No te mueras sin decirme adónde vas
En 1885 dans le New Jersey: William pleure la mort de sa femme Rachel. En tant qu'assistant de Thomas Edison il réfléchit à son invention, l'origine même du projecteur de cinéma actuel. Il s'endort et commence à rêver. Leopoldo, un projectionniste de cinéma d'aujourd'hui à Buenos Aires, est au centre de son rêve. Lui aussi est un inventeur, plutôt par pur besoin de défier la routine. Le rêve de William devient l'histoire du film, que nous raconte le plus grand voyageur de l'imaginaire d'Argentine, Eliseo Subiela: un voyage poétique aux limites de la réalité et d'un monde fantastique.

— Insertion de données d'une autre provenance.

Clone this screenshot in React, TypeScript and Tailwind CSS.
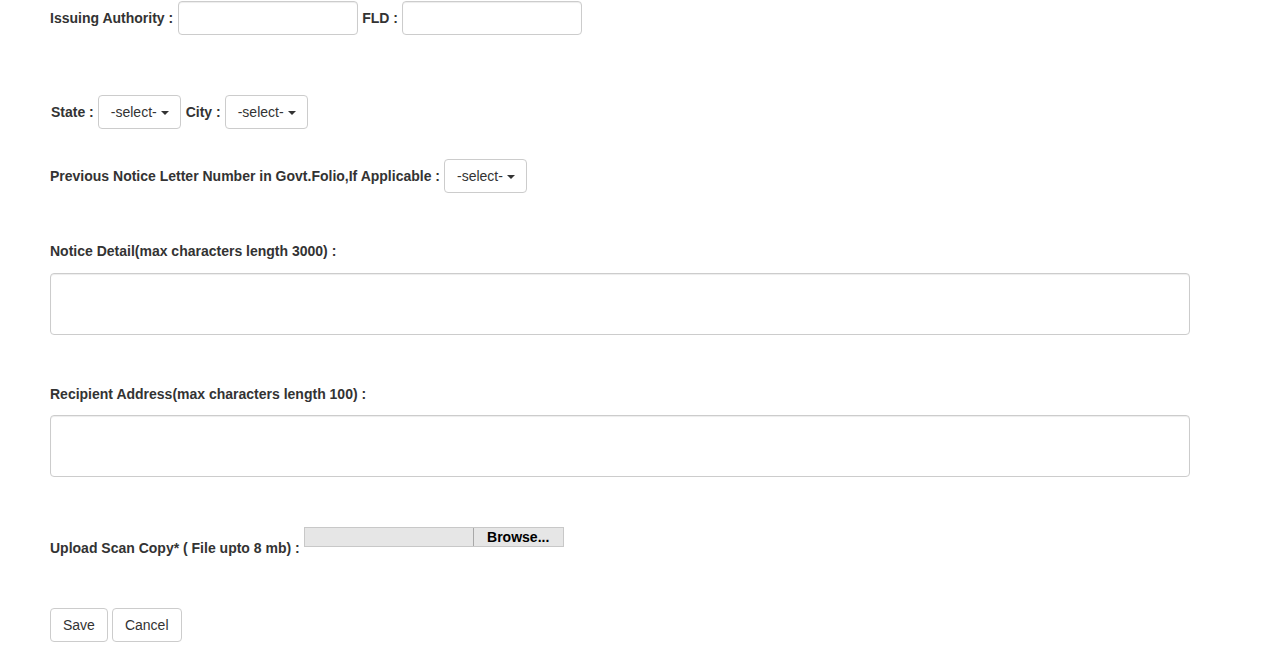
const font = { fontFamily: '"Liberation Sans", Arial, sans-serif' };

const Label = ({ children }: { children: React.ReactNode }) => (
  <span className="block text-[14px] leading-[20px] font-bold text-[#333]">{children}</span>
);

const TextInput = () => (
  <div className="h-[34px] w-[180px] rounded-[4px] border border-[#ccc] bg-white shadow-[inset_0_1px_1px_rgba(0,0,0,0.075)]" />
);

const SelectButton = () => (
  <div className="flex h-[34px] items-center gap-[4px] rounded-[4px] border border-[#ccc] bg-white pl-[12px] pr-[11px] text-[14px] text-[#333]">
    <span>-select-</span>
    <span className="mt-[2px] h-0 w-0 border-x-[4px] border-t-[4px] border-x-transparent border-t-[#333]" />
  </div>
);

const TextArea = () => (
  <div className="h-[62px] w-[1140px] rounded-[4px] border border-[#ccc] bg-white shadow-[inset_0_1px_1px_rgba(0,0,0,0.075)]" />
);

const Button = ({ children }: { children: React.ReactNode }) => (
  <div className="flex h-[34px] items-center rounded-[4px] border border-[#ccc] bg-white px-[12px] text-[14px] text-[#333]">
    {children}
  </div>
);

export default function App() {
  return (
    <div className="min-h-[653px] bg-white pl-[50px] pt-[1px]" style={font}>
      <div className="flex items-center gap-[4px]">
        <Label>Issuing Authority :</Label>
        <div className="ml-[1px]">
          <TextInput />
        </div>
        <Label>FLD :</Label>
        <TextInput />
      </div>

      <div className="mt-[60px] flex items-center gap-[4px] pl-[1px]">
        <Label>State :</Label>
        <SelectButton />
        <span className="ml-[1px]">
          <Label>City :</Label>
        </span>
        <SelectButton />
      </div>

      <div className="mt-[30px] flex items-center gap-[4px]">
        <Label>Previous Notice Letter Number in Govt.Folio,If Applicable :</Label>
        <SelectButton />
      </div>

      <div className="mt-[48px]">
        <Label>Notice Detail(max characters length 3000) :</Label>
      </div>
      <div className="mt-[12px]">
        <TextArea />
      </div>

      <div className="mt-[49px]">
        <Label>Recipient Address(max characters length 100) :</Label>
      </div>
      <div className="mt-[11px]">
        <TextArea />
      </div>

      <div className="mt-[50px] flex items-start gap-[4px]">
        <span className="mt-[11px]">
          <Label>Upload Scan Copy* ( File upto 8 mb) :</Label>
        </span>
        <div className="flex h-[20px] w-[260px] border border-[#c8c8c8] bg-[#e6e6e6]">
          <div className="flex-1" />
          <div className="flex w-[90px] items-center justify-center border-l border-[#a8a8a8] bg-[#e6e6e6] text-[14px] font-bold text-black">
            Browse...
          </div>
        </div>
      </div>

      <div className="mt-[50px] flex gap-[4px]">
        <Button>Save</Button>
        <Button>Cancel</Button>
      </div>
    </div>
  );
}
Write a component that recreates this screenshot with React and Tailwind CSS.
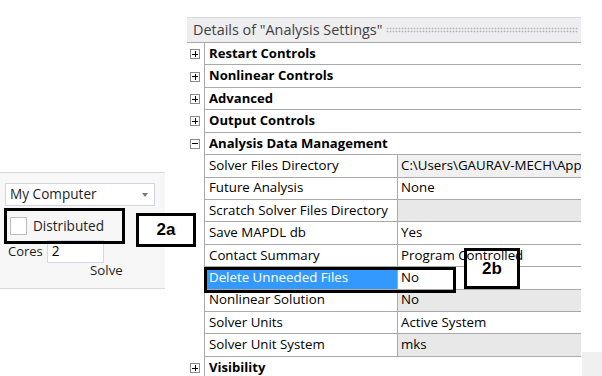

Accompagné par son ami, Oscar, Leopoldo conçoit une machine qui retranscrit les rêves. Il parvient à reconnaître vaguement une femme d'une beauté éclatante, vêtue comme au siècle passé. C'est justement la femme dont William pleure la mort dans son rêve, en 1885: Rachel. Mais Leopoldo ne peut pas encore se douter, lui, qui éprouve un amour nostalgique indéfini, qu'il va redecouvrir un jour cette femme de ses rêves, dans la salle du cinéma vide, après que les lumières se soient éteintes. Elle se présente sous le nom de Rachel et l'appelle William. Elle lui déclare qu'ils n'ont jamais cessé de s'aimer, au-delà du temps, dans plusieurs vies différentes. Dès ce moment-là , Leopoldo vit dans deux mondes: d'une part avec Rachel, que lui seul - tout comme nous au cinéma - peut voir et entendre; d'autre part dans son quotidien, dans sa vie de couple et son entourage, où son comportement et ses discours demeurent énigmatiques. Rachel, âme en migration, est d'un savoir illimité sur la vie, la mort et l'amour. Mais elle appréhende son retour dans ce monde par peur des souffrances liées à la vie. Leopoldo, quant à lui, redoute l'empire des morts.
Leopoldo a encore beaucoup à apprendre. Rachel devient son guide spirituel dans une nouvelle dimension d'amour et d'existence. Cette dimension permet à Lepoldo d'entrer en contact avec des morts - ses parents, son ami. Comment se concluera ce voyage surréaliste? Rachel et Leopold pourront-ils se retrouver aussi physiquement dans le même temps? Leopoldo doit-il, pour cela, passer par la mort, ou Rachel obligée de renaître? Ce sont quelques-unes des questions que pose le film poétique de Subiela, à propos de la victoire de l'amour sur la mort. Questions éclairées avec subtilité, profondeur et virtuosité. Autant de facettes passionnantes et surprenantes, avec bien sûr, l'humour propre à Eliseo Subiela.
La vie - un rêve? Cette question classique se pose également dans le dernier film d'Eliseo Subiela, qui n'arrête pas de lier amour et nostalgie, mais cette fois dans l'une des plus belles, des plus profondes et touchantes réflexions sur l'essence du cinéma et du monde des rêves. Subiela nous guide à travers un labrinthe magique, oû nous nous rencontrons nous-mêmes. L'invention d'Oscar, elle, se trouve à l'opposé de ce monde et de Rachel: Carlos, le robot est un corps tangible, mais limité d'une façon presque tragique dans ses mouvements programmés. L'amour de Subiela, même lorsqu'il s'appelle nostalgie, est destiné à tous les personnages de ce film ultra-sensible: un regard empreint d'une douce et chaleureuse sympathie. Et c'est là que se referme le cercle, qui devient, même pour nous au cinéma, un rêve de réalité (ou qui devient la réalité de nos rêves): vivre, c'est aimer. L'amour, c'est la vie. Bien au-delà de la mort. Donc, ne meurs pas sans me dire où tu vas.